** begin **

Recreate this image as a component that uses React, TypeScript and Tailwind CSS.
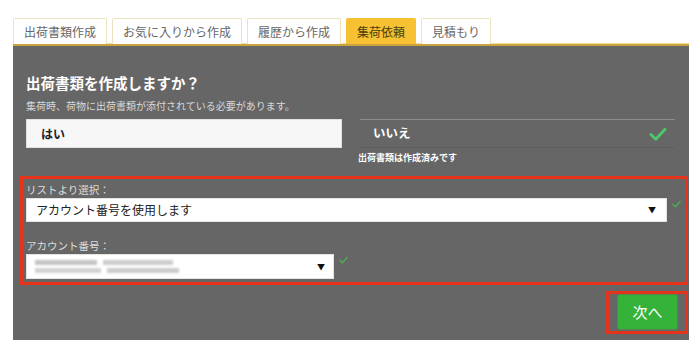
import React from 'react';

const tabs = ['出荷書類作成', 'お気に入りから作成', '履歴から作成', '集荷依頼', '見積もり'];

const Check = ({ className }: { className: string }) => (
  <svg viewBox="0 0 20 16" className={className}>
    <path d="M2 8.5 L7.5 14 L18 2.5" fill="none" stroke="currentColor" strokeWidth="3.2" strokeLinecap="round" strokeLinejoin="round" />
  </svg>
);

const App = () => {
  return (
    <div
      className="w-[700px] h-[352px] bg-white pt-[18px] pl-[13px] overflow-hidden"
      style={{ fontFamily: '"Noto Sans CJK JP", "Noto Sans", sans-serif' }}
    >
      <div className="flex gap-[5px] h-[26px]">
        {tabs.map((t, i) => (
          <div
            key={t}
            className={
              i === 3
                ? 'px-[10px] flex items-center text-[12px] rounded-t-[2px] bg-[#f6c233] text-[#4a3d10] border border-[#f6c233] border-b-0'
                : 'px-[10px] flex items-center text-[12px] rounded-t-[2px] bg-white text-[#666] border border-[#ede2bd] border-b-0'
            }
          >
            {t}
          </div>
        ))}
      </div>

      <div className="w-[676px] h-[296px] bg-[#666] border-t-[2px] border-[#c9a43f] shadow-[0_-1px_0_#f3dc94]">
        <div className="pl-[13px] pt-[27px]">
          <h1 className="text-white font-bold text-[14.5px] leading-[20px]">出荷書類を作成しますか？</h1>
          <p className="text-[#d8d8d8] text-[10px] leading-[14px] mt-[6px]">集荷時、荷物に出荷書類が添付されている必要があります。</p>

          <div className="flex gap-[18px] mt-[6px]">
            <div className="w-[316px] h-[29px] bg-[#f7f7f7] border border-[#e2e2e2] flex items-center pl-[14px] text-[12px] font-bold text-[#222]">
              はい
            </div>
            <div className="w-[315px]">
              <div className="h-[29px] border-t border-[#8c8c8c] border-b border-b-[#5e5e5e] flex items-center justify-between pl-[13px] pr-[8px]">
                <span className="text-white font-bold text-[12.5px]">いいえ</span>
                <Check className="w-[18px] h-[14px] text-[#4cc86b]" />
              </div>
              <div className="text-white font-bold text-[9px] leading-[12px] mt-[4px] -ml-[2px]">出荷書類は作成済みです</div>
            </div>
          </div>
        </div>

        <div className="ml-[7px] mt-[12px] w-[668px] h-[109px] border-[3px] border-[#e5321b] pl-[3px] pt-[4px]">
          <div className="text-[#dcdcdc] text-[10.5px] leading-[14px]">リストより選択：</div>
          <div className="flex items-start gap-[5px] mt-[1px]">
            <div className="w-[641px] h-[24px] bg-white border border-[#e4e4e4] flex items-center justify-between pl-[9px] pr-[10px]">
              <span className="text-[12px] text-[#222]">アカウント番号を使用します</span>
              <span className="text-[8px] text-[#111]">▼</span>
            </div>
            <Check className="w-[9px] h-[8px] mt-[2px] text-[#4caf50]" />
          </div>

          <div className="text-[#dcdcdc] text-[10.5px] leading-[14px] mt-[17px]">アカウント番号：</div>
          <div className="flex items-start gap-[5px] mt-[1px]">
            <div className="w-[308px] h-[25px] bg-white border border-[#e4e4e4] flex items-center justify-between pl-[8px] pr-[8px]">
              <div className="flex flex-col gap-[3px] blur-[0.8px]">
                <div className="flex gap-[6px]">
                  <div className="w-[62px] h-[5px] bg-[#c4c4c4]" />
                  <div className="w-[70px] h-[5px] bg-[#cdcdcd]" />
                </div>
                <div className="flex gap-[6px]">
                  <div className="w-[66px] h-[5px] bg-[#d2d2d2]" />
                  <div className="w-[72px] h-[5px] bg-[#cbcbcb]" />
                </div>
              </div>
              <span className="text-[8px] text-[#111]">▼</span>
            </div>
            <Check className="w-[9px] h-[8px] mt-[2px] text-[#4caf50]" />
          </div>
        </div>

        <div className="flex justify-end mt-[6px] pr-[1px]">
          <div className="w-[82px] h-[43px] border-[3px] border-[#e5321b] pl-[9px] pt-[1px]">
            <button className="w-[59px] h-[34px] bg-[#35b23a] rounded-[2px] text-white text-[15px] shadow-[0_0_0_1px_#4e8a4f]">
              次へ
            </button>
          </div>
        </div>
      </div>
    </div>
  );
};

export default App;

** end **

WHAT THE TASK REQUIRES
Omit every picture, then repeat the remaining data exactly as it appears above.

PROBLEM SOLUTION
Recreate this image as a component that uses React, TypeScript and Tailwind CSS.
import React from 'react';

const tabs = ['出荷書類作成', 'お気に入りから作成', '履歴から作成', '集荷依頼', '見積もり'];

const Check = ({ className }: { className: string }) => (
  <svg viewBox="0 0 20 16" className={className}>
    <path d="M2 8.5 L7.5 14 L18 2.5" fill="none" stroke="currentColor" strokeWidth="3.2" strokeLinecap="round" strokeLinejoin="round" />
  </svg>
);

const App = () => {
  return (
    <div
      className="w-[700px] h-[352px] bg-white pt-[18px] pl-[13px] overflow-hidden"
      style={{ fontFamily: '"Noto Sans CJK JP", "Noto Sans", sans-serif' }}
    >
      <div className="flex gap-[5px] h-[26px]">
        {tabs.map((t, i) => (
          <div
            key={t}
            className={
              i === 3
                ? 'px-[10px] flex items-center text-[12px] rounded-t-[2px] bg-[#f6c233] text-[#4a3d10] border border-[#f6c233] border-b-0'
                : 'px-[10px] flex items-center text-[12px] rounded-t-[2px] bg-white text-[#666] border border-[#ede2bd] border-b-0'
            }
          >
            {t}
          </div>
        ))}
      </div>

      <div className="w-[676px] h-[296px] bg-[#666] border-t-[2px] border-[#c9a43f] shadow-[0_-1px_0_#f3dc94]">
        <div className="pl-[13px] pt-[27px]">
          <h1 className="text-white font-bold text-[14.5px] leading-[20px]">出荷書類を作成しますか？</h1>
          <p className="text-[#d8d8d8] text-[10px] leading-[14px] mt-[6px]">集荷時、荷物に出荷書類が添付されている必要があります。</p>

          <div className="flex gap-[18px] mt-[6px]">
            <div className="w-[316px] h-[29px] bg-[#f7f7f7] border border-[#e2e2e2] flex items-center pl-[14px] text-[12px] font-bold text-[#222]">
              はい
            </div>
            <div className="w-[315px]">
              <div className="h-[29px] border-t border-[#8c8c8c] border-b border-b-[#5e5e5e] flex items-center justify-between pl-[13px] pr-[8px]">
                <span className="text-white font-bold text-[12.5px]">いいえ</span>
                <Check className="w-[18px] h-[14px] text-[#4cc86b]" />
              </div>
              <div className="text-white font-bold text-[9px] leading-[12px] mt-[4px] -ml-[2px]">出荷書類は作成済みです</div>
            </div>
          </div>
        </div>

        <div className="ml-[7px] mt-[12px] w-[668px] h-[109px] border-[3px] border-[#e5321b] pl-[3px] pt-[4px]">
          <div className="text-[#dcdcdc] text-[10.5px] leading-[14px]">リストより選択：</div>
          <div className="flex items-start gap-[5px] mt-[1px]">
            <div className="w-[641px] h-[24px] bg-white border border-[#e4e4e4] flex items-center justify-between pl-[9px] pr-[10px]">
              <span className="text-[12px] text-[#222]">アカウント番号を使用します</span>
              <span className="text-[8px] text-[#111]">▼</span>
            </div>
            <Check className="w-[9px] h-[8px] mt-[2px] text-[#4caf50]" />
          </div>

          <div className="text-[#dcdcdc] text-[10.5px] leading-[14px] mt-[17px]">アカウント番号：</div>
          <div className="flex items-start gap-[5px] mt-[1px]">
            <div className="w-[308px] h-[25px] bg-white border border-[#e4e4e4] flex items-center justify-between pl-[8px] pr-[8px]">
              <div className="flex flex-col gap-[3px] blur-[0.8px]">
                <div className="flex gap-[6px]">
                  <div className="w-[62px] h-[5px] bg-[#c4c4c4]" />
                  <div className="w-[70px] h-[5px] bg-[#cdcdcd]" />
                </div>
                <div className="flex gap-[6px]">
                  <div className="w-[66px] h-[5px] bg-[#d2d2d2]" />
                  <div className="w-[72px] h-[5px] bg-[#cbcbcb]" />
                </div>
              </div>
              <span className="text-[8px] text-[#111]">▼</span>
            </div>
            <Check className="w-[9px] h-[8px] mt-[2px] text-[#4caf50]" />
          </div>
        </div>

        <div className="flex justify-end mt-[6px] pr-[1px]">
          <div className="w-[82px] h-[43px] border-[3px] border-[#e5321b] pl-[9px] pt-[1px]">
            <button className="w-[59px] h-[34px] bg-[#35b23a] rounded-[2px] text-white text-[15px] shadow-[0_0_0_1px_#4e8a4f]">
              次へ
            </button>
          </div>
        </div>
      </div>
    </div>
  );
};

export default App;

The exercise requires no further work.